# Crabgrass like?



## haypoint (Oct 4, 2006)

I have been given use of 20 acre field. It was farmed commercially by a lousy farmer that did a poor job controlling the weeds.

For the past two years I have rototilled and cultivated, killing weed seeds as soon as they sprout. 

This spring, I fertilized and planted oats and orchard grass. For the first couple months, they looked weed-free. Then, almost overnight, the field was overtaken by pigweed. In an attempt to control the pigweed, I mowed the oats and baled it. 
Fearing the pigweed would regrow and set seed, I sprayed the field with a broad leaf weed killer, safe for my orchard grass.

I just noticed that the pig weed and a variety of broad leaf weeds are dead or dying. However, the field is wall to wall with a grass weed. I'm afraid my orchard grass won't establish it self with such a thick weed. Each plant has hundreds of tiny seeds, insuring a long battle to eradicate.

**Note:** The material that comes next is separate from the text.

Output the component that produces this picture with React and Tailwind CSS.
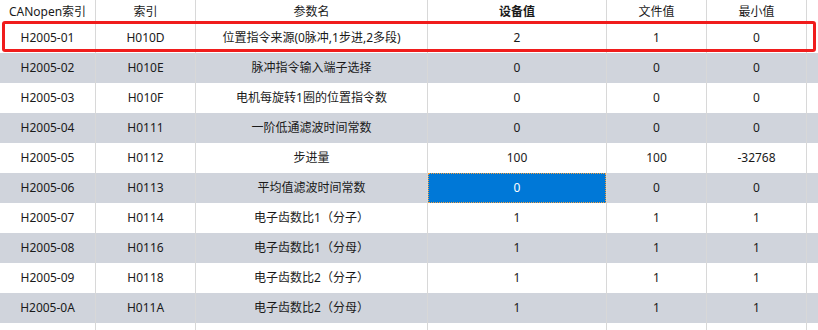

But, first I need to identify it. Any ideas? The stems and leaves were covered in fine hairs, mostly gone after drying out.


----------



## Cabin Fever (May 10, 2002)

Looks like it might be witchgrass.


----------



## haypoint (Oct 4, 2006)

I think you are right and I've got a ton of it. Sadly, recognized it after the witches brooms of seeds appeared.


----------



## topside1 (Sep 23, 2005)

Looks like "Switch Grass"

https://www.google.com/search?q=swi...ved=0ahUKEwjQoOKEy93OAhUF6iYKHYDoCNYQ_AUIBigB


----------



## topside1 (Sep 23, 2005)

Without digging to deep into this, I understand it's a grass used to make bio-fuels.


----------



## Allen W (Aug 2, 2008)

Not switch grass and not crabgrass. I don't know any thing about witch grass.


----------



## haypoint (Oct 4, 2006)

I planted several varieties of grass when I planted the oats. Stayed away from clover or alfalfa, so if I had any broad leaf weeds, I could spray them without damaging anything I planted. 
But, that opened up the opportunity for a weed like witchgrass, not affected by broad leaf weed killers, to take over the field.
The soil is good, fertilizer levels and ph ideal. But a residual weed seed population that'll have me fighting it for 5 or 6 years. Looks like I might be learning about GMO alfalfa next spring, my first GMO crop. I don't need grain or soybeans, I need more hay ground. Looks like this is my only option.


----------



## Allen W (Aug 2, 2008)

Is there a chance the orchard grass will be better established next year and out compete the witch grass?


----------



## Cabin Fever (May 10, 2002)

It's been over 40 years since I took my university weed science class, so I could be wrong. But, since orchardgrass is a perennial and witchgrass is an annual, you might be able to apply a pre-emergent herbicide next spring before the witchgrass seed germinates to control it. This control would be similar to using a pre-emegent herbicide in the spring on an established lawn to kill germinating crabgrass seed.


----------



## topside1 (Sep 23, 2005)

Cabin Fever looks like the winner....Just got finished reading about witchgrass and it sure looks like Haypoints photos....Topside
http://ipm.ucanr.edu/PMG/WEEDS/witchgrass.html


----------